One respondent to the recent Art of Pricing survey commented:

“Setting aside allocations for audience development is very important – identifying people who may not be able to afford even the entry level price or who may need more of an incentive to take a risk. It’s important however, that ambitions for these audiences are long-term – not just parachute them in when it serves a purpose.”

Versions of the ‘pay what you can’ approach appear to be popular, where people are trusted to make this judgement for themselves. But in our experience, except when carefully targeted, such as through outreach programmes, these schemes usually just lead to very low revenues and typically are disproportionately used by frequent attenders who would otherwise pay full price. As a sector, perhaps the time has come to challenge the extent to which organisations who trumpet their “accessible” pricing are truly widening and diversifying their audience base.

Who’s new?

A current obsession of the subsidised sector is using price to attract new attenders. But this too raises questions. When most people attend an arts event infrequently (once a year or less) how should an organisation classify a genuine new attender – let alone identify them? Do we just mean ‘at our venue’? In that case a frequent attender at another venue will count as a ‘new attender’. Is it right that they should be eligible for discounts?

In fact our analysis of data from hundreds of venues consistently shows that most of them attract large numbers of ‘new’ attenders all the time. Often, the majority are buying top price tickets on their first visit. So for most venues the problem is not getting new attenders, it’s getting them to return.

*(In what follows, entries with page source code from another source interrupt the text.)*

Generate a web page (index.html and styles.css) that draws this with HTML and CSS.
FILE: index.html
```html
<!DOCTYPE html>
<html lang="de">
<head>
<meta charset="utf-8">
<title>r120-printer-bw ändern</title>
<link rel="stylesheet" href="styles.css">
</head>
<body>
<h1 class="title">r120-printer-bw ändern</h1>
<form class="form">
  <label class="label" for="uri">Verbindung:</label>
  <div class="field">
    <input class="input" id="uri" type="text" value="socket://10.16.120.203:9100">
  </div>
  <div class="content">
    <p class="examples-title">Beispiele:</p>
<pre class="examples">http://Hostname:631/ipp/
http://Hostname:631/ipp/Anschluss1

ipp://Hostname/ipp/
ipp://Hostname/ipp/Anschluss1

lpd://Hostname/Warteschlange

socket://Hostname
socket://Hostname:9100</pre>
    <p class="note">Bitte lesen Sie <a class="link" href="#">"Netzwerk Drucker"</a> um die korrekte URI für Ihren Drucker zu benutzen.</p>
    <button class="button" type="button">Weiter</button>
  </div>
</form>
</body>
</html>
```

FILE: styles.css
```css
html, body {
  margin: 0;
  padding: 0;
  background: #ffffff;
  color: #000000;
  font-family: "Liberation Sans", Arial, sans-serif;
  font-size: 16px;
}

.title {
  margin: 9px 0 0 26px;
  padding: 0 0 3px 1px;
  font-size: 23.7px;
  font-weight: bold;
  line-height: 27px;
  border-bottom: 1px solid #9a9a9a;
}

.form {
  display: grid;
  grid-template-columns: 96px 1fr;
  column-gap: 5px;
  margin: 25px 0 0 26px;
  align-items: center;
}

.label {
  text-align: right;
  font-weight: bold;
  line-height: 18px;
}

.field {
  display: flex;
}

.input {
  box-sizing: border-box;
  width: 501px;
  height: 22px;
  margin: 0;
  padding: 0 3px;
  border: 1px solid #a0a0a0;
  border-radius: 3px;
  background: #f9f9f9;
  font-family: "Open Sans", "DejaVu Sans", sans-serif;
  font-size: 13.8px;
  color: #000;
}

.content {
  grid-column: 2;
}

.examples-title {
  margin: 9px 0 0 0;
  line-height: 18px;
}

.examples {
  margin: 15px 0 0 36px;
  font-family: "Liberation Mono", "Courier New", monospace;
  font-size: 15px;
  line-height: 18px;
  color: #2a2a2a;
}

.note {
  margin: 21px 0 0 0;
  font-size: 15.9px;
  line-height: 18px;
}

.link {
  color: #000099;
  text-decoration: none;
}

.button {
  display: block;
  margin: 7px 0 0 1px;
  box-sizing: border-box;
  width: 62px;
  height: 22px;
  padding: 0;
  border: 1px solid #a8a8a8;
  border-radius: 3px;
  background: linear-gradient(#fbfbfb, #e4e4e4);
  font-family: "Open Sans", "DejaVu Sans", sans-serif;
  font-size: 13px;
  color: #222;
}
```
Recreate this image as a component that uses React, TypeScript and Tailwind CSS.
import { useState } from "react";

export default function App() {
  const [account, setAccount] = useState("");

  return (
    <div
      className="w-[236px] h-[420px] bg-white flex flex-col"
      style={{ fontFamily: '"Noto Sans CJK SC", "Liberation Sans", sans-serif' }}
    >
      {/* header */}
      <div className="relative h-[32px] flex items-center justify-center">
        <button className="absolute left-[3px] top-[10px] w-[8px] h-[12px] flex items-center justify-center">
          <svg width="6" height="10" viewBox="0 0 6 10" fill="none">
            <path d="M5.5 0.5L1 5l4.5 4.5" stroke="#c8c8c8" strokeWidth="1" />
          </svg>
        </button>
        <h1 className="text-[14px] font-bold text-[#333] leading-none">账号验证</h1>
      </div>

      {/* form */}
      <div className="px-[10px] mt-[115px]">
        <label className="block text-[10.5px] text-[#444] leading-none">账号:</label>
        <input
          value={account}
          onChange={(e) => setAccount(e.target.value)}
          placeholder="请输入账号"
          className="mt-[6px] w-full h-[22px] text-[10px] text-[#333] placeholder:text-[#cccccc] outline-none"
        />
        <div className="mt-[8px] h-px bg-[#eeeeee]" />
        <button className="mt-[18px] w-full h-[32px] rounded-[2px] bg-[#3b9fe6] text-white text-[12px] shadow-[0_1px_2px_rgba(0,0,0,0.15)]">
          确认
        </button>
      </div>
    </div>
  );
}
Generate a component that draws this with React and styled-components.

Paying the price for value

Most respondents to the survey believe the best way to get people to try something new or different is by offering it at a lower price. Whilst this may be the case for some venues, or in some circumstances, for most it’s simply not true. In their heart of hearts, a lot of organisations know this. One respondent said: “Pricing issues have been an excuse used by the arts sector for poor engagement levels too long.” They make a good point.

This popular misconception has arisen due to confusion over the difference between price and value.

In projects where we have been able to use research to understand the impact of price on repertoire choice, we find that the people most interested in new or unusual work would sometimes pay higher prices to experience something new and different.

But for someone who doesn’t appreciate this type of experience, the value is low and reducing the price won’t increase the appeal. This is particularly in the context of the other options available to them for spending their spare time and money. Why would you pay anything at all for an arts event that you’re not very interested in when instead you could go out for a meal, go to a different arts event, watch TV – or do anything that has greater appeal?

This is what underlies comments like that of the respondent who said:

Although people say they are put off by the price, whenever we offer discounts or special offers they are rarely taken up.”

In our experience, lower prices do increase demand for more popular, mainstream repertoire – the challenge is that those tickets have usually already sold at a higher price. Used in this way, lower prices could grow the market. If someone already understands the value of a cultural activity, then a lower price will make it more attractive.

Building cultural habits

A key issue is how to ‘protect’ concessionary discounting against middle class regulars, the implication being that regular attenders should understand the value of arts experiences and be willing to pay for them.

One survey respondent wryly admitted:

“We assuage our consciences by offering 10% of the house at an accessible price but we know the reality is that these tickets are being snapped up by savvy middle class regular attendees who can’t believe their luck!”

But these are very often exactly the people for whom attending more frequently is unaffordable. Should low prices in fact be focused on helping lower paid professions – such as nurses, teachers, etc. – to make cultural attendance a habit? As one respondent said:

What sort of sector do we want? One where people go to one or two shows a year, as a treat, because that’s all they can afford (take big gigs or festivals as an example), or one where audiences can attend monthly or weekly and it becomes more of a life enriching experience.”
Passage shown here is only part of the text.